*Directions*
Work out how many lines in the listing below include the word "index". Give nothing but the number.

*Material shown*
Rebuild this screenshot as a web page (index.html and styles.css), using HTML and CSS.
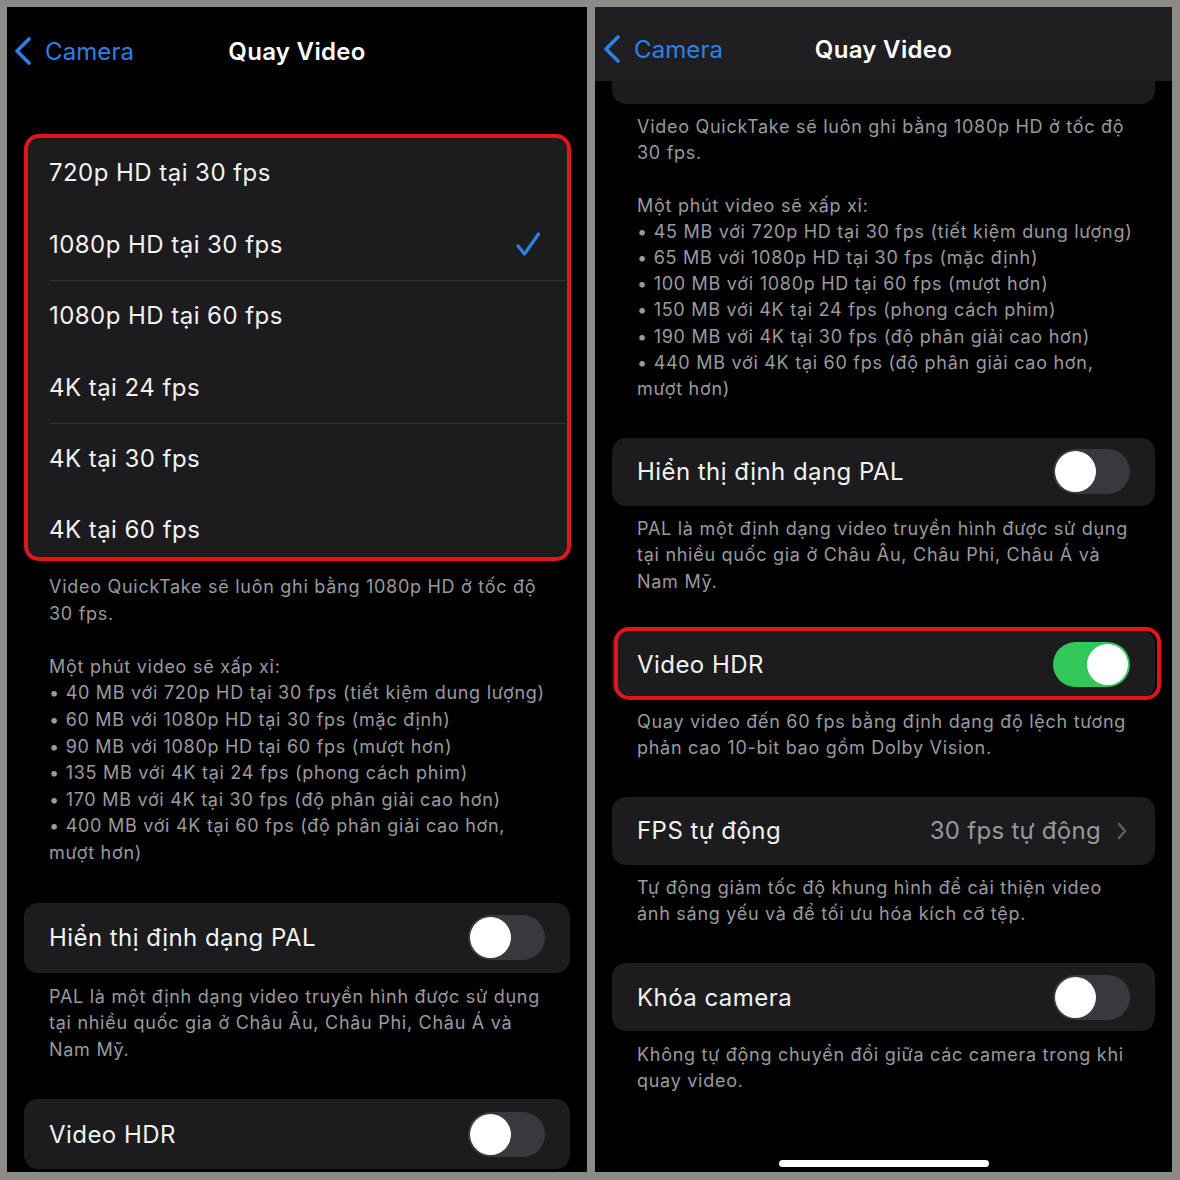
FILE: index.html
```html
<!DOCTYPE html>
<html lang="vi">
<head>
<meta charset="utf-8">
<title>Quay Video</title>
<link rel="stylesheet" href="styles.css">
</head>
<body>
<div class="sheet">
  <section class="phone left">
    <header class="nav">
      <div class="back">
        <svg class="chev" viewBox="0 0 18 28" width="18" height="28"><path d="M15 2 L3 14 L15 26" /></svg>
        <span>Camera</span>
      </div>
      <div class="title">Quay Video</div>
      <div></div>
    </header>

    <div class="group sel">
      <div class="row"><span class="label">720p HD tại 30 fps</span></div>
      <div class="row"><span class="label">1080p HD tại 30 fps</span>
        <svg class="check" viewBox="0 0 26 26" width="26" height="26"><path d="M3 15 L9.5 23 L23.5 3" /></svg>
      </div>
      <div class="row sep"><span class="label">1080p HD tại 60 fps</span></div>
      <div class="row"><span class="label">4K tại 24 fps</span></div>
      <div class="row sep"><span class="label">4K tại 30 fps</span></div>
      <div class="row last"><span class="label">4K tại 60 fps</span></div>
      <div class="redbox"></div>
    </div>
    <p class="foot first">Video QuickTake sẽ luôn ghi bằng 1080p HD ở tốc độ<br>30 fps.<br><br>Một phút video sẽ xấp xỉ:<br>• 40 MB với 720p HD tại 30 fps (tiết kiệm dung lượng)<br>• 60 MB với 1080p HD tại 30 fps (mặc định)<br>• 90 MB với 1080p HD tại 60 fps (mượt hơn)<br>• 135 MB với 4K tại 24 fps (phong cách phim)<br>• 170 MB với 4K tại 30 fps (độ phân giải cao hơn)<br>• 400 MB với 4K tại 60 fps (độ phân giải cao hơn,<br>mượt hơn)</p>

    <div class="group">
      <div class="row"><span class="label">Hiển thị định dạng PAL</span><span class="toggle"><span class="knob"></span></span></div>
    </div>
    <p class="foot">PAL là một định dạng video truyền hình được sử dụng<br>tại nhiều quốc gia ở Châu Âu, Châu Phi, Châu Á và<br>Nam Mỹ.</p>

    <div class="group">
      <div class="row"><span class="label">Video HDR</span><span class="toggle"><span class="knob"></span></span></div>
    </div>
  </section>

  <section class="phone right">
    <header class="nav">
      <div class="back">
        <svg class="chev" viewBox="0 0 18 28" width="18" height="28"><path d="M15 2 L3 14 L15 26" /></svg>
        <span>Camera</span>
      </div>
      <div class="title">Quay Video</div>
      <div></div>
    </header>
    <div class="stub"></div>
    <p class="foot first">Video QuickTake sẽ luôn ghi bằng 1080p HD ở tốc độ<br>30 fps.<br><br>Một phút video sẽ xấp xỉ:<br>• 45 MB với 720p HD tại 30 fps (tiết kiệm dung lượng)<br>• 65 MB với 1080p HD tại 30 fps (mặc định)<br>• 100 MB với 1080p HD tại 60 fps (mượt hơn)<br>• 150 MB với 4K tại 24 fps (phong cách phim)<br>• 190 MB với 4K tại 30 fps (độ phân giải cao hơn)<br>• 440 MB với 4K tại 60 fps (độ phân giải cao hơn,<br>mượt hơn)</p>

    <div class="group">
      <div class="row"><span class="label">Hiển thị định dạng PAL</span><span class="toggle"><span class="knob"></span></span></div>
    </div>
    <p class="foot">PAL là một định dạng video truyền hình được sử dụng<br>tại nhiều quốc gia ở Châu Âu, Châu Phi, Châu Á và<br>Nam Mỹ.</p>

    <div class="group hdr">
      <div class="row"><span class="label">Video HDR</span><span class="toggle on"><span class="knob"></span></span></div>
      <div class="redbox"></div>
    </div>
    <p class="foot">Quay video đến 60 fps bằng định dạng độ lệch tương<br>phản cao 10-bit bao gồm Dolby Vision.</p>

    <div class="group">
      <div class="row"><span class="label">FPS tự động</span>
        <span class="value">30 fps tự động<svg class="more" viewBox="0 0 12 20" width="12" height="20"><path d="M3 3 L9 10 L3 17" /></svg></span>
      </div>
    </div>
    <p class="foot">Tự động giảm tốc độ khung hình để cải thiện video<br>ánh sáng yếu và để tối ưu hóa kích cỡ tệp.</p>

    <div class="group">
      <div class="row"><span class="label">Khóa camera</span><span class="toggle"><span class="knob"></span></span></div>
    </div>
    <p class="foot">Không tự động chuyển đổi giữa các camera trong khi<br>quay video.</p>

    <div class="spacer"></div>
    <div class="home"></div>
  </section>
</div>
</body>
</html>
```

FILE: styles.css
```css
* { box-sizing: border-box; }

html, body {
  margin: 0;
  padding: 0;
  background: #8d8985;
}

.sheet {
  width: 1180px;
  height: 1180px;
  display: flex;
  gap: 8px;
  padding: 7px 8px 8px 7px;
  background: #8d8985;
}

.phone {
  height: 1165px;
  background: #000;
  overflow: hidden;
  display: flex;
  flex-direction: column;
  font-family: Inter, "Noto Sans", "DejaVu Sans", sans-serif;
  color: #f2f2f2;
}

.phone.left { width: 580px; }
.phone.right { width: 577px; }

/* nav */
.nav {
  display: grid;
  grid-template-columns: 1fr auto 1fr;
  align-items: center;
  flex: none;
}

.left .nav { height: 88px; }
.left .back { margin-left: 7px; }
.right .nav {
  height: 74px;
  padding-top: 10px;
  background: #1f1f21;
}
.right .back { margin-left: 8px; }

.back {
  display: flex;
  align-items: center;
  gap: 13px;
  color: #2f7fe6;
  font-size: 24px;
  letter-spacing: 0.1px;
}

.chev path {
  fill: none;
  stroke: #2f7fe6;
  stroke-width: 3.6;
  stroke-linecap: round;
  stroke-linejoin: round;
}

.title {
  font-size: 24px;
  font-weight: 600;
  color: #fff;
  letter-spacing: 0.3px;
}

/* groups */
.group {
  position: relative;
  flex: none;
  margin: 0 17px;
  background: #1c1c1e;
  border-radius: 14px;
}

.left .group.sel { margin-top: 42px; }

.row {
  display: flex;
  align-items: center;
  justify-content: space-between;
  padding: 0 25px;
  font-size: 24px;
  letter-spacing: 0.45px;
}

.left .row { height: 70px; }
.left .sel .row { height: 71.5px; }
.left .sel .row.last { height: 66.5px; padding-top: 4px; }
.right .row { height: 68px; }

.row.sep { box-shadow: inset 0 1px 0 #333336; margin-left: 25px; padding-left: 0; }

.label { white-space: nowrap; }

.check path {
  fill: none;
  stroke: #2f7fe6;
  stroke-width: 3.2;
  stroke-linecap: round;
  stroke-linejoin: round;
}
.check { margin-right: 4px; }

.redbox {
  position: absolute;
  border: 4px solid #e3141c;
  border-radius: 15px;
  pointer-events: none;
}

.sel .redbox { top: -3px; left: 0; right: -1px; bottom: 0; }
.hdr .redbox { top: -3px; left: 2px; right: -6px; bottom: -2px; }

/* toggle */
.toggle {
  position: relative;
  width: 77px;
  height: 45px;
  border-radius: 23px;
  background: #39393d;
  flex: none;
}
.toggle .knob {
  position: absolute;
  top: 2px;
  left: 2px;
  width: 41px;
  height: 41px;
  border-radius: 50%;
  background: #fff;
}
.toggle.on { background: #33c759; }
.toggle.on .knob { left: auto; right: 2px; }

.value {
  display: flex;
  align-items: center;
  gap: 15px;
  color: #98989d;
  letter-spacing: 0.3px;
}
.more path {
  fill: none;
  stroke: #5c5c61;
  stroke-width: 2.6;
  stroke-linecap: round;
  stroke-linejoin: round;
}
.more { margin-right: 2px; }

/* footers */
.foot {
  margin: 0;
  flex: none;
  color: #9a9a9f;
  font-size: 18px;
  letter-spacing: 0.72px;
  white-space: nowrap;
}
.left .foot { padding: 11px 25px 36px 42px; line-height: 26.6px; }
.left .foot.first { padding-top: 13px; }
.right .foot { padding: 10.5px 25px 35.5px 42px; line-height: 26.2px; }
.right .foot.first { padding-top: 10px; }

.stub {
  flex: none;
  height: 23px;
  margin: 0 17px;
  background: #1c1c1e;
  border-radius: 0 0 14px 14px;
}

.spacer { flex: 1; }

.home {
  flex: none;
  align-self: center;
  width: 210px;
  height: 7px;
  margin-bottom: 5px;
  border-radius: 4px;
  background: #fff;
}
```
* * *
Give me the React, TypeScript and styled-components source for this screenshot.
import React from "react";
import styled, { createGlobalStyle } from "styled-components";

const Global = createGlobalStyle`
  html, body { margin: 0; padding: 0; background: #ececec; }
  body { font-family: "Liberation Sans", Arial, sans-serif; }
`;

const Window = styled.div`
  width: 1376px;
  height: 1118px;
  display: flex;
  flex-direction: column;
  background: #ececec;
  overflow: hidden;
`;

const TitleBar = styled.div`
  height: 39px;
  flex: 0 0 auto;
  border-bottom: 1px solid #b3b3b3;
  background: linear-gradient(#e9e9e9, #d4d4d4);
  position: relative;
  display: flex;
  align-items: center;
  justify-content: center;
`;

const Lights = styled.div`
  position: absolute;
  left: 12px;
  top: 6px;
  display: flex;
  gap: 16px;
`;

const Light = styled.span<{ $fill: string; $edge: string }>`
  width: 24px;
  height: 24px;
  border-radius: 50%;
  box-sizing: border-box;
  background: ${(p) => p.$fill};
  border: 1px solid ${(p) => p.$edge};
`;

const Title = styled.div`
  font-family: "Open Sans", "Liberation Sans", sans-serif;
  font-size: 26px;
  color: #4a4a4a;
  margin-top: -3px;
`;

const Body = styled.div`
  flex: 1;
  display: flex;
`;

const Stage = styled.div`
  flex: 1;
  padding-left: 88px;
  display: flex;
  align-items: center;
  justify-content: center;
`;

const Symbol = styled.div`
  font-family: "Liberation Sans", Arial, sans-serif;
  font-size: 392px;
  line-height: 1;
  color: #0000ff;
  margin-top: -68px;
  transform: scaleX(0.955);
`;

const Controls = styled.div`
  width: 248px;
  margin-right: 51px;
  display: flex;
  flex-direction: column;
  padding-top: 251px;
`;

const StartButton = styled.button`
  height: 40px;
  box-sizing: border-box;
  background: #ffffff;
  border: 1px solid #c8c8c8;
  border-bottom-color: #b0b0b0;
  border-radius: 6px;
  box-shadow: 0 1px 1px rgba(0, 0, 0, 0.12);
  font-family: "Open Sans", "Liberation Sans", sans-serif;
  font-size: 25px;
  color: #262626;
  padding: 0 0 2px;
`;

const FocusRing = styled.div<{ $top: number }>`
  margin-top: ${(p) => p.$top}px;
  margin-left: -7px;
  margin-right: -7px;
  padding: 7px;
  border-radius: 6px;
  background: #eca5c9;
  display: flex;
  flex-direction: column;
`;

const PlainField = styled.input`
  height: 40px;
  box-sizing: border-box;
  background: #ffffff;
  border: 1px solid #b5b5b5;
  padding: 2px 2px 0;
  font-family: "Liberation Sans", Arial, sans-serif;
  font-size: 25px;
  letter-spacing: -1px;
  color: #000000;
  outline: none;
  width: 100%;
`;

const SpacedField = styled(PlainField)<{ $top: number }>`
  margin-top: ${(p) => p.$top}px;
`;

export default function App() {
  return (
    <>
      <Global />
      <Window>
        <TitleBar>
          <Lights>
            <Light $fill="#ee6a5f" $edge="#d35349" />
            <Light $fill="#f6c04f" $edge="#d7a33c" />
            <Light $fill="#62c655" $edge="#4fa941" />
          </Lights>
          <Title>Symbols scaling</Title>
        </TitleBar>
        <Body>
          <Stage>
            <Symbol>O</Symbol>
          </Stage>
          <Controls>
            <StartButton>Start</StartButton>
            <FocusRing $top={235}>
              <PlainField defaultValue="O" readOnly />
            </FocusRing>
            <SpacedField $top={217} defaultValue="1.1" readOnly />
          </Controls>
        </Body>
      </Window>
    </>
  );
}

*Full response*
2